Customers are more savvy now than ever before, and the Internet provides access to just about any type of information they need, any time of day. The need for human interaction in buying commodities and consumables has decreased. Customers can price, compare and purchase most products by clicking a button. Sales representatives have to be at the top of their game each and every day to use the human touch as an advantage in closing deals.
Even for introductory meetings, prospects come to the table armed with information not only about your company’s products and services, but also about competitive offerings and pricing. This puts more pressure on sales professionals to know their offerings inside and out, along with those offered by the competition.
More importantly, sales teams must be prepared with a thorough understanding of the prospect’s needs and business challenges. Doing their homework and asking important, probing front-end questions is key. They must be well-versed on the prospect’s industry challenges, opportunities and intricacies, as well as their business objectives and criteria.
C-level executives are becoming more visible and involved in buying decisions, so sales professionals must be able to cater to an array of audiences. During the sales-pitch process, it’s critical to address their specific needs, speak their language and even “read” their audiences to get them to respond in specific ways. Communicating with C-level management, who want to understand the big picture, the enterprise impact and the outputs versus outcomes differs from techniques used with middle management and their staff, who ultimately will be held responsible for the project’s success.
Training and role-playing can be quite effective tactics, teaching sales professionals to read the group through practice simulations. It’s important that they quickly identify the decision-makers, so they can address them directly.
In the heat of the deal, some sales representatives are guilty of selling solutions or repositioning their product or service capabilities in ways beyond their reach. This can cause huge ripple effects. When they sell offerings that are not available or talk too aggressively about future innovations that are more conceptual than real, the burden can fall on engineering, marketing and other departments, including management, to jump through hoops. The result generally equates to failed expectations and customer dissatisfaction. Promoting what can be considered “vaporware” in the short term can throw a real wrench into the sales cycle and put the credibility of representatives and their organization on the line. In the long term, these tactics might result in irreversible damage to the company’s brand and reputation.
Another macroeconomic trend in business today is consolidation.
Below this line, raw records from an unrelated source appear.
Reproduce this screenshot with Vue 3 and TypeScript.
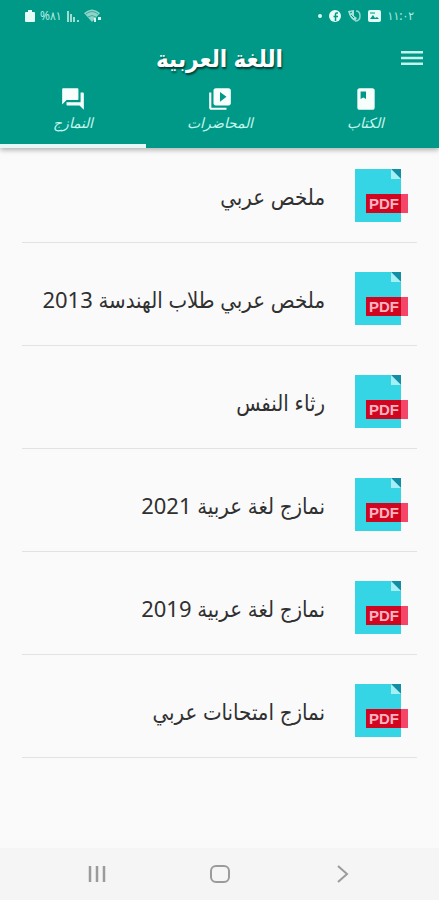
<script setup lang="ts">
import { ref } from 'vue'

interface Tab {
  id: string
  label: string
  icon: string
}

const tabs: Tab[] = [
  {
    id: 'book',
    label: 'الكتاب',
    icon: 'M18 2H6C4.900 2 4 2.900 4 4v16c0 1.100.900 2 2 2h12c1.100 0 2-.900 2-2V4c0-1.100-.900-2-2-2zM7 5h5v7l-2.500-1.500L7 12z',
  },
  {
    id: 'lectures',
    label: 'المحاضرات',
    icon: 'M4 6H2v14c0 1.100.900 2 2 2h14v-2H4V6zm16-4H8c-1.100 0-2 .900-2 2v12c0 1.100.900 2 2 2h12c1.100 0 2-.900 2-2V4c0-1.100-.900-2-2-2zm-8 12.500v-9l6 4.500-6 4.500z',
  },
  {
    id: 'samples',
    label: 'النمازج',
    icon: 'M21 6h-2v9H6v2c0 .550.450 1 1 1h11l4 4V7c0-.550-.450-1-1-1zm-4 6V3c0-.550-.450-1-1-1H3c-.550 0-1 .450-1 1v14l4-4h10c.550 0 1-.450 1-1z',
  },
]

const activeTab = ref<string>('samples')

const files: string[] = [
  'ملخص عربي',
  'ملخص عربي طلاب الهندسة 2013',
  'رثاء النفس',
  'نمازج لغة عربية 2021',
  'نمازج لغة عربية 2019',
  'نمازج امتحانات عربي',
]
</script>

<template>
  <div class="screen" dir="rtl" lang="ar">
    <header class="header">
      <div class="status" dir="ltr">
        <div class="status-group">
          <svg width="10" height="12" viewBox="0 0 10 12" fill="#e4fbf6" aria-hidden="true">
            <path d="M3 0h4v2h2q1 0 1 1v8q0 1-1 1H1q-1 0-1-1V3q0-1 1-1h2z" />
          </svg>
          <span class="status-text">%٨١</span>
          <svg width="12" height="12" viewBox="0 0 12 12" fill="#9fdcd2" aria-hidden="true">
            <path d="M0 1h2v11H0zM3 4h2v8H3zM6 7h2v5H6zM10 10h2v2h-2z" />
          </svg>
          <svg width="18" height="14" viewBox="0 0 18 14" aria-hidden="true">
            <path d="M0 4Q8-3 16 4L8 13z" fill="#8fd3c9" />
            <path d="M2 5q6-5 12 0M4 8q4-3 8 0" fill="none" stroke="#3fac9e" />
            <path d="M10 9h2v4h-2zM14 8h3v3h-3z" fill="#cff5ee" />
          </svg>
        </div>
        <div class="status-group">
          <svg width="4" height="4" viewBox="0 0 4 4" aria-hidden="true"><circle cx="2" cy="2" r="2" fill="#d5f7f0" /></svg>
          <svg width="12" height="12" viewBox="0 0 12 12" aria-hidden="true">
            <circle cx="6" cy="6" r="6" fill="#e4fbf6" />
            <path d="M9 3H7.500Q6.500 3 6.500 4v7M4.500 6.500H9" fill="none" stroke="#009987" stroke-width="1.500" />
          </svg>
          <svg width="13" height="12" viewBox="0 0 13 12" fill="none" aria-hidden="true">
            <path d="M8 1q4 0 4 5t-5 5" stroke="#8fd8cd" stroke-width="1.500" />
            <path d="M0 1l6-1v6l3 2-2 3Q2 9 0 1z" fill="#a6e2d8" />
            <path d="M2 3l2-1M3 5l3 3" stroke="#009987" />
          </svg>
          <svg width="13" height="12" viewBox="0 0 13 12" aria-hidden="true">
            <rect width="13" height="12" rx="2" fill="#e4fbf6" />
            <path d="M2 9l3-4 2 3 2-1 2 2z" fill="#009987" />
            <path d="M2 3h5" stroke="#009987" />
          </svg>
          <span class="status-text">١١:٠٢</span>
        </div>
      </div>

      <div class="title-bar">
        <button class="menu" type="button" aria-label="القائمة">
          <svg width="22" height="14" viewBox="0 0 22 14" fill="#c4f6ee" aria-hidden="true">
            <path d="M0 0h22v2.500H0zM0 5.750h22v2.500H0zM0 11.500h22V14H0z" />
          </svg>
        </button>
        <h1 class="title">اللغة العربية</h1>
      </div>

      <nav class="tabs">
        <button
          v-for="tab in tabs"
          :key="tab.id"
          type="button"
          class="tab"
          :class="{ active: tab.id === activeTab }"
          @click="activeTab = tab.id"
        >
          <svg width="26" height="26" viewBox="0 0 24 24" fill="#f7fffd" aria-hidden="true">
            <path :d="tab.icon" fill-rule="evenodd" />
          </svg>
          <span class="tab-label">{{ tab.label }}</span>
        </button>
      </nav>
    </header>

    <main class="content">
      <ul class="files">
        <li v-for="file in files" :key="file" class="file">
          <svg width="53" height="53" viewBox="0 0 53 53" aria-hidden="true">
            <path d="M0 0h46v53H0z" fill="#36d5e5" />
            <path d="M36 0h10v10z" fill="#128da4" />
            <path d="M36 0v10h10z" fill="#a5eff5" />
            <path d="M11 25h35v19H11z" fill="#d00620" />
            <path d="M46 25h7v19h-7z" fill="#f34668" />
            <text x="14" y="40" class="pdf-text">PDF</text>
          </svg>
          <a class="file-name" href="#">{{ file }}</a>
        </li>
      </ul>
    </main>

    <footer class="system-nav" dir="ltr">
      <button type="button" aria-label="التطبيقات الأخيرة">
        <svg width="20" height="18" viewBox="0 0 20 18" fill="none" stroke="#9b9b9b" stroke-width="2.500" aria-hidden="true">
          <path d="M3 1v16M10 1v16M17 1v16" />
        </svg>
      </button>
      <button type="button" aria-label="الرئيسية">
        <svg width="20" height="18" viewBox="0 0 20 18" fill="none" stroke="#9b9b9b" stroke-width="2" aria-hidden="true">
          <rect x="1" y="1" width="18" height="16" rx="5" />
        </svg>
      </button>
      <button type="button" aria-label="رجوع">
        <svg width="20" height="18" viewBox="0 0 20 18" fill="none" stroke="#9b9b9b" stroke-width="2" aria-hidden="true">
          <path d="M5 1l9 8-9 8" />
        </svg>
      </button>
    </footer>
  </div>
</template>

<style>
body {
  background: #fafafa;
}
</style>

<style scoped>
.screen {
  display: flex;
  flex-direction: column;
  min-height: 100vh;
  background: #fafafa;
  font-family: 'Noto Sans', 'DejaVu Sans Condensed', 'DejaVu Sans', sans-serif;
}

button {
  padding: 0;
  border: 0;
  background: none;
  font: inherit;
  cursor: pointer;
}

svg {
  display: block;
  flex: none;
}

.header {
  background: #009987;
  box-shadow: 0 2px 5px rgba(0, 0, 0, 0.3);
}

.status {
  display: flex;
  justify-content: space-between;
  align-items: center;
  height: 32px;
  padding: 0 25px;
}

.status-group {
  display: flex;
  align-items: center;
  gap: 7px;
}

.status-text {
  color: #b5ebe2;
  font-size: 12px;
  line-height: 16px;
}

.status-group:first-child {
  gap: 5px;
}

.title-bar {
  display: grid;
  grid-template-columns: 1fr auto 1fr;
  align-items: center;
  height: 52px;
  padding: 0 16px;
}

.menu {
  justify-self: start;
}

.title {
  margin: 0;
  color: #fff;
  font-size: 24px;
  font-weight: 700;
  line-height: 32px;
  text-shadow: 1px 2px 2px rgba(0, 0, 0, 0.6);
}

.tabs {
  display: grid;
  grid-template-columns: repeat(3, 1fr);
}

.tab {
  display: flex;
  flex-direction: column;
  align-items: center;
  height: 64px;
  padding-top: 2px;
  border-bottom: 4px solid transparent;
}

.tab.active {
  border-bottom-color: #e6f8f6;
}

.tab-label {
  color: #c4f6ee;
  font-size: 14px;
  font-style: italic;
  line-height: 22px;
}

.content {
  flex: 1;
  padding: 21px 22px;
}

.files {
  display: flex;
  flex-direction: column;
  gap: 29px;
  margin: 0;
  padding: 0;
  list-style: none;
}

.file {
  display: flex;
  align-items: center;
  gap: 30px;
  padding: 0 9px 20px;
  border-bottom: 1px solid #e2e2e2;
}

.pdf-text {
  fill: #ffb3c0;
  font-family: 'Liberation Sans', sans-serif;
  font-size: 15px;
  font-weight: 700;
  direction: ltr;
}

.file-name {
  color: #303030;
  font-size: 22px;
  line-height: 32px;
  text-decoration: none;
  white-space: nowrap;
}

.system-nav {
  display: grid;
  grid-template-columns: repeat(3, 1fr);
  height: 52px;
  padding: 0 35px;
  background: #f5f5f5;
}

.system-nav button {
  display: flex;
  align-items: center;
  justify-content: center;
}
</style>
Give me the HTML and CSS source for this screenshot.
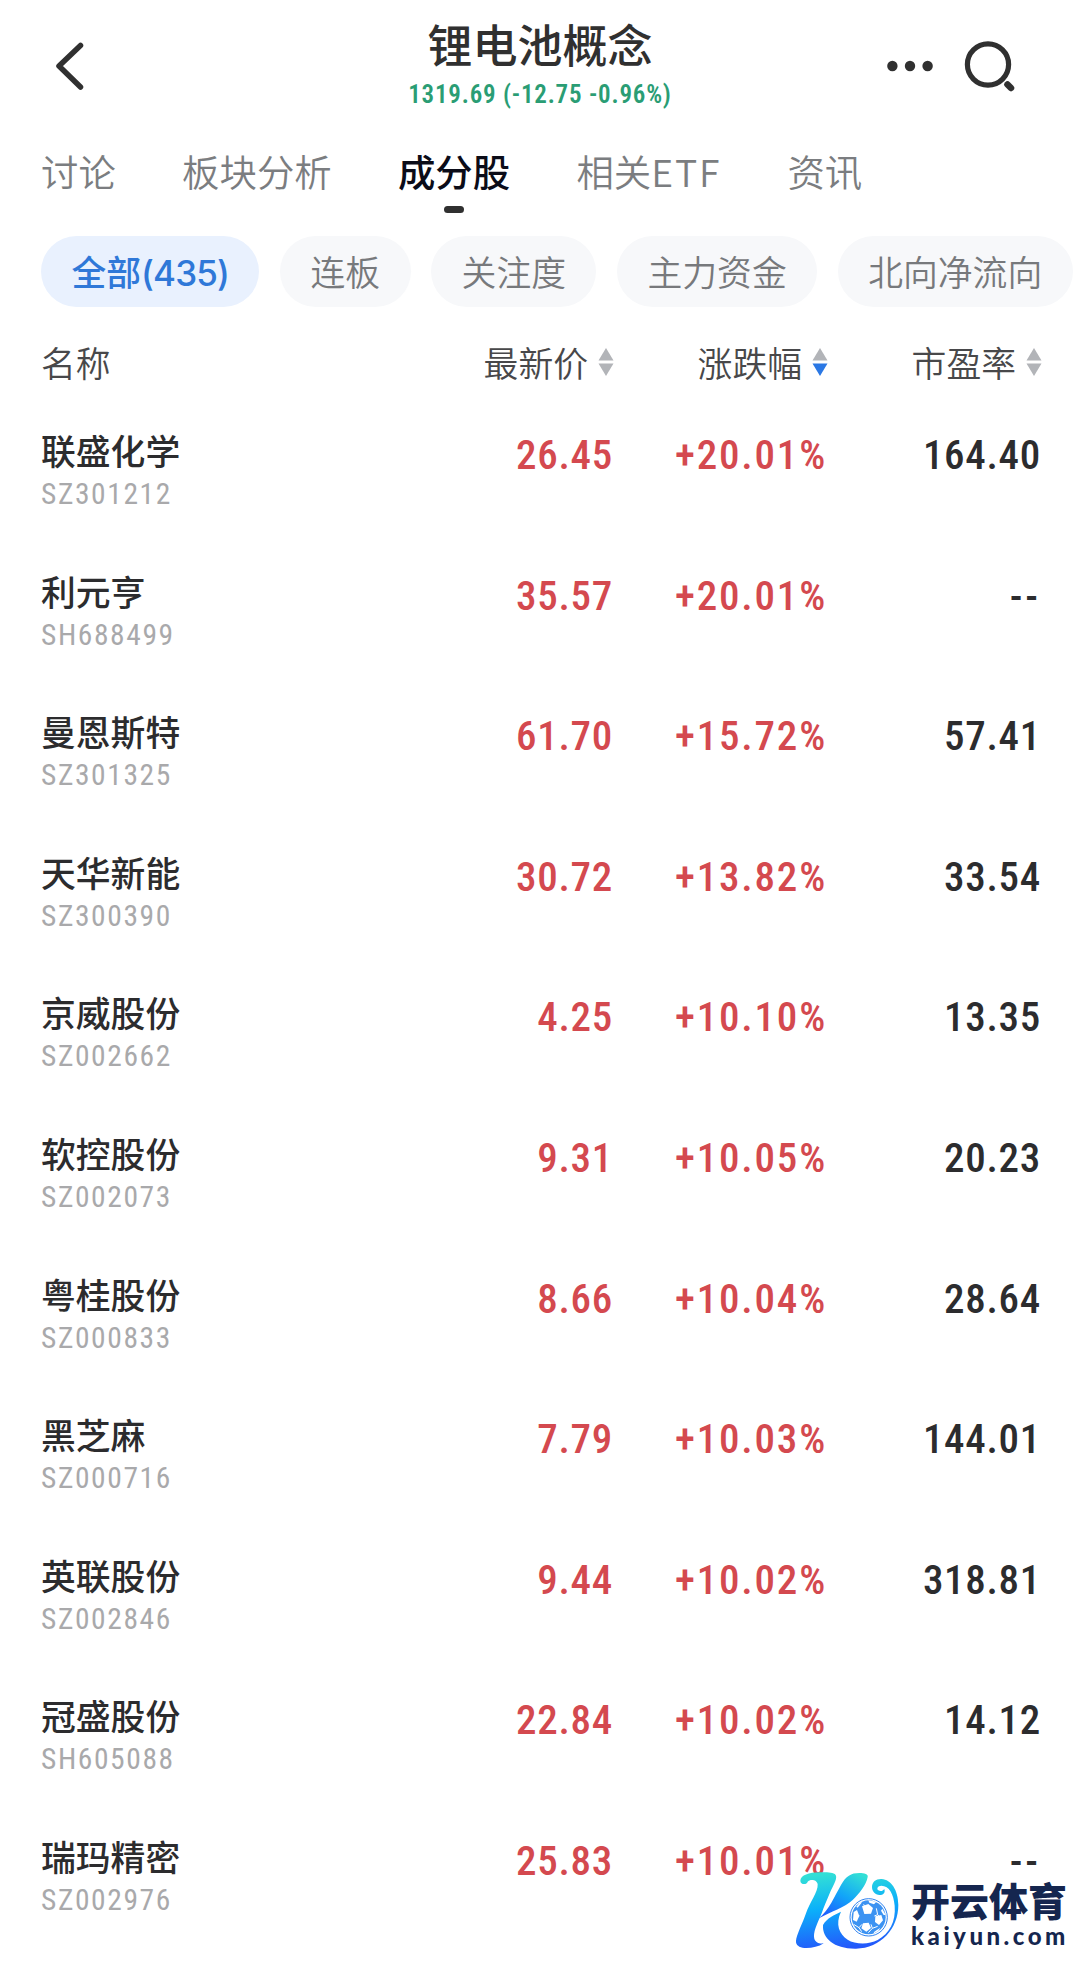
FILE: index.html
```
<!DOCTYPE html>
<html lang="zh-CN">
<head>
  <meta charset="UTF-8" />
  <meta name="viewport" content="width=device-width, initial-scale=1.0" />
  <title>锂电池概念</title>
  <link rel="stylesheet" href="styles.css">
</head>
<body>
  <header class="topbar">
    <svg class="back" viewBox="0 0 34 52" fill="none" stroke="#303030" stroke-width="5.5" stroke-linecap="round" stroke-linejoin="round">
      <path d="M27.5 5.5 L6 26 L27.5 47"/>
    </svg>
    <div class="heading">
      <h1>锂电池概念</h1>
      <p class="index-value">1319.69 (-12.75 -0.96%)</p>
    </div>
    <div class="actions">
      <svg class="more" viewBox="0 0 46 12" fill="#303030">
        <circle cx="5.4" cy="6" r="5.2"/><circle cx="23" cy="6" r="5.2"/><circle cx="40.6" cy="6" r="5.2"/>
      </svg>
      <svg class="search" viewBox="0 0 52 52" fill="none" stroke="#303030" stroke-width="5.2" stroke-linecap="round">
        <circle cx="24" cy="24.5" r="20.6"/><path d="M43.5 44.5 L47 48" stroke-width="6.5"/>
      </svg>
    </div>
  </header>

  <nav class="tabs">
    <a>讨论</a>
    <a>板块分析</a>
    <a class="active">成分股</a>
    <a>相关<span class="latin">ETF</span></a>
    <a>资讯</a>
  </nav>

  <div class="chips">
    <span class="chip selected">全部<span class="count">(435)</span></span>
    <span class="chip">连板</span>
    <span class="chip">关注度</span>
    <span class="chip">主力资金</span>
    <span class="chip">北向净流向</span>
  </div>

  <main class="stocks">
    <div class="row head">
      <span>名称</span>
      <span class="sort">最新价<svg viewBox="0 0 16 28"><path class="up" d="M8 0 L15.5 12.5 H0.5 Z"/><path class="down" d="M8 28 L15.5 15.5 H0.5 Z"/></svg></span>
      <span class="sort desc">涨跌幅<svg viewBox="0 0 16 28"><path class="up" d="M8 0 L15.5 12.5 H0.5 Z"/><path class="down" d="M8 28 L15.5 15.5 H0.5 Z"/></svg></span>
      <span class="sort">市盈率<svg viewBox="0 0 16 28"><path class="up" d="M8 0 L15.5 12.5 H0.5 Z"/><path class="down" d="M8 28 L15.5 15.5 H0.5 Z"/></svg></span>
    </div>
    <div class="row">
      <div class="name">联盛化学<small>SZ301212</small></div>
      <span class="num rise">26.45</span><span class="num rise pct">+20.01%</span><span class="num">164.40</span>
    </div>
    <div class="row">
      <div class="name">利元亨<small>SH688499</small></div>
      <span class="num rise">35.57</span><span class="num rise pct">+20.01%</span><span class="num none">--</span>
    </div>
    <div class="row">
      <div class="name">曼恩斯特<small>SZ301325</small></div>
      <span class="num rise">61.70</span><span class="num rise pct">+15.72%</span><span class="num">57.41</span>
    </div>
    <div class="row">
      <div class="name">天华新能<small>SZ300390</small></div>
      <span class="num rise">30.72</span><span class="num rise pct">+13.82%</span><span class="num">33.54</span>
    </div>
    <div class="row">
      <div class="name">京威股份<small>SZ002662</small></div>
      <span class="num rise">4.25</span><span class="num rise pct">+10.10%</span><span class="num">13.35</span>
    </div>
    <div class="row">
      <div class="name">软控股份<small>SZ002073</small></div>
      <span class="num rise">9.31</span><span class="num rise pct">+10.05%</span><span class="num">20.23</span>
    </div>
    <div class="row">
      <div class="name">粤桂股份<small>SZ000833</small></div>
      <span class="num rise">8.66</span><span class="num rise pct">+10.04%</span><span class="num">28.64</span>
    </div>
    <div class="row">
      <div class="name">黑芝麻<small>SZ000716</small></div>
      <span class="num rise">7.79</span><span class="num rise pct">+10.03%</span><span class="num">144.01</span>
    </div>
    <div class="row">
      <div class="name">英联股份<small>SZ002846</small></div>
      <span class="num rise">9.44</span><span class="num rise pct">+10.02%</span><span class="num">318.81</span>
    </div>
    <div class="row">
      <div class="name">冠盛股份<small>SH605088</small></div>
      <span class="num rise">22.84</span><span class="num rise pct">+10.02%</span><span class="num">14.12</span>
    </div>
    <div class="row">
      <div class="name">瑞玛精密<small>SZ002976</small></div>
      <span class="num rise">25.83</span><span class="num rise pct">+10.01%</span><span class="num none">--</span>
    </div>
  </main>

  <div class="watermark">
    <svg class="mark" viewBox="0 0 360 270">
      <defs>
        <linearGradient id="brand" gradientUnits="userSpaceOnUse" x1="150" y1="22" x2="175" y2="250">
          <stop offset="0" stop-color="#32dfd6"/>
          <stop offset="0.45" stop-color="#0bb0fa"/>
          <stop offset="1" stop-color="#2456fb"/>
        </linearGradient>
        <linearGradient id="arm" x1="0.8" y1="0" x2="0.2" y2="1">
          <stop offset="0" stop-color="#32dfd6"/>
          <stop offset="0.5" stop-color="#12a5f8"/>
          <stop offset="1" stop-color="#1f5cff"/>
        </linearGradient>
      </defs>
      <path fill="url(#brand)" d="M50 50 C48 60 28 60 28 47 C28 31 55 22 85 22 C105 22 127 21 134 30 C140 40 128 60 118 80 C108 105 98 125 92 145 C84 165 68 195 69 215 C70 232 85 237 98 235 C82 246 60 250 40 249 C25 248 14 240 15 228 C16 210 35 175 45 145 C55 115 82 80 80 58 C78 42 56 42 50 50 Z"/>
      <path fill="url(#brand)" d="M96 180 C108 158 130 150 150 140 C132 178 145 207 170 224 C192 238 232 240 260 225 C295 205 315 170 311 122 C308 88 295 62 271 62 C260 62 256 71 262 76 C268 80 276 78 280 72 C284 84 276 90 266 90 C252 90 243 78 243 66 C243 50 256 41 272 42 C300 44 322 75 322 120 C322 190 270 250 195 251 C130 252 93 220 96 180 Z"/>
      <path fill="url(#arm)" d="M84 160 C115 133 130 95 150 60 C165 33 180 24 205 24 C220 24 233 28 230 36 C226 60 205 85 185 105 C163 127 118 140 84 160 Z"/>
      <circle cx="233" cy="157" r="56" fill="#fff" stroke="#2f83f0" stroke-width="3"/>
      <circle cx="233" cy="157" r="51" fill="#3c93f2"/>
      <g stroke="#fff" stroke-width="3" fill="none">
        <path d="M227 137 L218 118 M250 153 L260 149 M240 178 L244 190 M213 178 L204 188 M205 152 L190 148 M204 188 L188 178 M204 188 L212 200 M244 190 L260 184 M244 190 L232 203 M260 149 L256 130 M260 149 L268 158"/>
      </g>
      <path fill="#fff" d="M213 124 L232 117 L246 129 L240 146 L220 147 Z M253 154 L271 150 L276 166 L264 180 L252 171 Z M216 175 L233 173 L240 189 L226 200 L211 190 Z M188 141 L198 135 L205 153 L197 170 L186 165 Z M232 106 L256 110 L249 118 L235 113 Z M274 131 L284 150 L278 150 L270 137 Z M250 200 L268 188 L262 198 L247 206 Z M196 125 L207 112 L213 112 L200 128 Z"/>
    </svg>
    <div class="brand">
      <strong>开云体育</strong>
      <span>kaiyun.com</span>
    </div>
  </div>
</body>
</html>
```
FILE: styles.css
```
* {
  box-sizing: border-box;
}
body {
  margin: 0;
  height: 1970px;
  overflow: hidden;
  position: relative;
  background: #fff;
  color: #2c2c2e;
  font-family: "Noto Sans CJK SC", sans-serif;
}
h1, p {
  margin: 0;
}
.topbar {
  height: 130px;
  padding: 0 64px 0 53px;
  display: grid;
  grid-template-columns: 140px 1fr 129px;
  align-items: start;
}
.back {
  width: 34px;
  height: 52px;
  margin-top: 40px;
}
.heading {
  text-align: center;
  padding-top: 19px;
}
h1 {
  font-size: 45px;
  line-height: 50px;
  font-weight: 500;
  color: #303030;
}
.index-value {
  margin-top: 11px;
  font-family: "Roboto Condensed", Roboto, sans-serif;
  font-size: 25px;
  line-height: 29px;
  font-weight: 600;
  letter-spacing: 0.8px;
  color: #2a9d74;
}
.actions {
  display: flex;
  justify-content: space-between;
  align-items: center;
  padding-top: 40px;
}
.more {
  width: 46px;
  height: 12px;
}
.search {
  width: 52px;
  height: 52px;
}
.tabs {
  height: 106px;
  padding: 13px 41px 0;
  display: flex;
  gap: 66.3px;
  font-size: 37.4px;
  line-height: 56px;
  font-weight: 350;
  color: #7b7d80;
  white-space: nowrap;
}
.tabs .active {
  font-weight: 500;
  color: #0b0c18;
}
.tabs .active::after {
  content: "";
  display: block;
  width: 20px;
  height: 7px;
  margin: 7px auto 0;
  border-radius: 4px;
  background: #303030;
}
.latin {
  letter-spacing: 1.8px;
}
.chips {
  display: flex;
  gap: 20.5px;
  padding-left: 41px;
  white-space: nowrap;
}
.chip {
  height: 71px;
  padding: 0 30.5px;
  border-radius: 36px;
  background: #f7f8fa;
  color: #77797c;
  font-size: 34.8px;
  line-height: 71px;
  font-weight: 350;
}
.chip.selected {
  background: #e9f1fe;
  color: #2f78d8;
  font-weight: 500;
}
.count {
  font-family: Inter, "Liberation Sans", sans-serif;
  font-size: 35px;
  letter-spacing: -0.9px;
}
.row {
  display: grid;
  grid-template-columns: 1fr 214px 214px 214px;
  height: 140.6px;
  padding: 0 39px 0 41px;
}
.row.head {
  height: 113px;
  padding-top: 28px;
  padding-right: 38px;
  font-size: 34.8px;
  line-height: 54px;
  font-weight: 350;
  color: #48484a;
}
.sort {
  display: flex;
  justify-content: flex-end;
  align-items: center;
  gap: 10px;
}
.row.head > span {
  height: 54px;
}
.sort svg {
  width: 16px;
  height: 28px;
  fill: #b2b4b8;
}
.sort.desc .down {
  fill: #2b78e4;
}
.name {
  padding-top: 5px;
  font-size: 34.8px;
  line-height: 50px;
  font-weight: 500;
}
.name small {
  display: block;
  padding-top: 2px;
  font-family: "Roboto Condensed", Roboto, sans-serif;
  font-size: 29.5px;
  line-height: 35px;
  font-weight: 400;
  letter-spacing: 1.6px;
  color: #a9a9ab;
}
.num {
  padding-top: 10px;
  text-align: right;
  font-family: "Roboto Condensed", Roboto, sans-serif;
  font-size: 41px;
  line-height: 50px;
  font-weight: 480;
  letter-spacing: 0.7px;
}
.pct {
  letter-spacing: 1.8px;
}
.rise {
  color: #d4494f;
}
.none {
  letter-spacing: 3px;
}
/* site mark sits over the last row */
.watermark {
  position: absolute;
  left: 791px;
  top: 1865px;
  display: flex;
}
.mark {
  width: 120px;
  height: 90px;
}
.brand {
  color: #15264f;
  white-space: nowrap;
  padding-top: 10px;
}
.brand strong {
  display: block;
  font-size: 39px;
  line-height: 48px;
  font-weight: 900;
}
.brand span {
  display: block;
  font-family: Lato, sans-serif;
  font-size: 24px;
  line-height: 26px;
  font-weight: 900;
  letter-spacing: 3.5px;
}
```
The technology industry in particular has experienced a high level of merger and acquisition (M&A) activity. When organizations go through such combinations, there’s a massive potential for breakdowns in the sales process.
M&As tend to have a higher success level and less “pain” when the same lines of business come together. Conglomerates are much more complex. Bringing employees together and teaching a positive mindset about those who used to be the competition is a fine art. Team-building, realignment and education are crucial. Part of the blending process must include addressing biases head-on and regularly to keep staff from reverting to their areas of comfort.
‘PEDL-ing’ Your Way to Success
While there are many factors that make up the environment in which our sales teams operate, a particular learning strategy has been especially successful in keeping teams aligned, collaborative, motivated and intact. This continuous strategy incorporates learning around leadership, communication and having a shared game plan—all with the intent of improving and sustaining development at the individual, team and organizational level. The model centers on the PEDL (plan, execute, debrief and learn) principle.
PEDL is an interactive, cyclical process that creates meaningful change over time and provides the foundation for sustainability and achievement in sales environments. This principle is grounded through four guiding traits: honesty, willingness to give and receive constructive feedback, honoring differences as assets and the ability to take feedback about whether intentions are in alignment with behavior.
The first level is personal best, which takes place through setting goals at the individual level. Keeping a journal is a key strategy for reinforcing these aspirations. This technique focuses on personal responsibility and learning in a nurturing environment, while encouraging individuals to actively challenge themselves and receive team feedback on goals and resulting performance.
The “coach to learn” method is another way to accelerate individual learning, as well as deepen awareness of team dynamics. Each team should receive training on coaching, interpersonal skills and sales psychology. When team members know they have to teach it to others, it takes on a heightened meaning and responsibility.
The next level–team best–focuses on the promotion of a shared vision among teammates. Because of the high-stress atmosphere in sales, uniting each member of the group into one powerhouse is critical. “Pass the rock” truth-telling sessions can be an effective method for improving team functionality and fostering open, constructive feedback. In this process, team members take turns sharing their feelings, challenges and successes, and then the floor is opened for discussion. The objective is to be honest and forthright, disclosing important personal truths that create understanding. In the end, participants have provided the communication necessary to address conflict, clear the air, refocus and support one another.
Bringing in outside experts to coach a sales team is another way to achieve team best. This tactic brings new ideas into the mix. Adding a third party to the sales environment can contribute to a high-performance team and reinforce the concept of improvement and innovation. Often, sales professionals feel there’s only one way to sell, but in reality, there are several effective ways to close deals.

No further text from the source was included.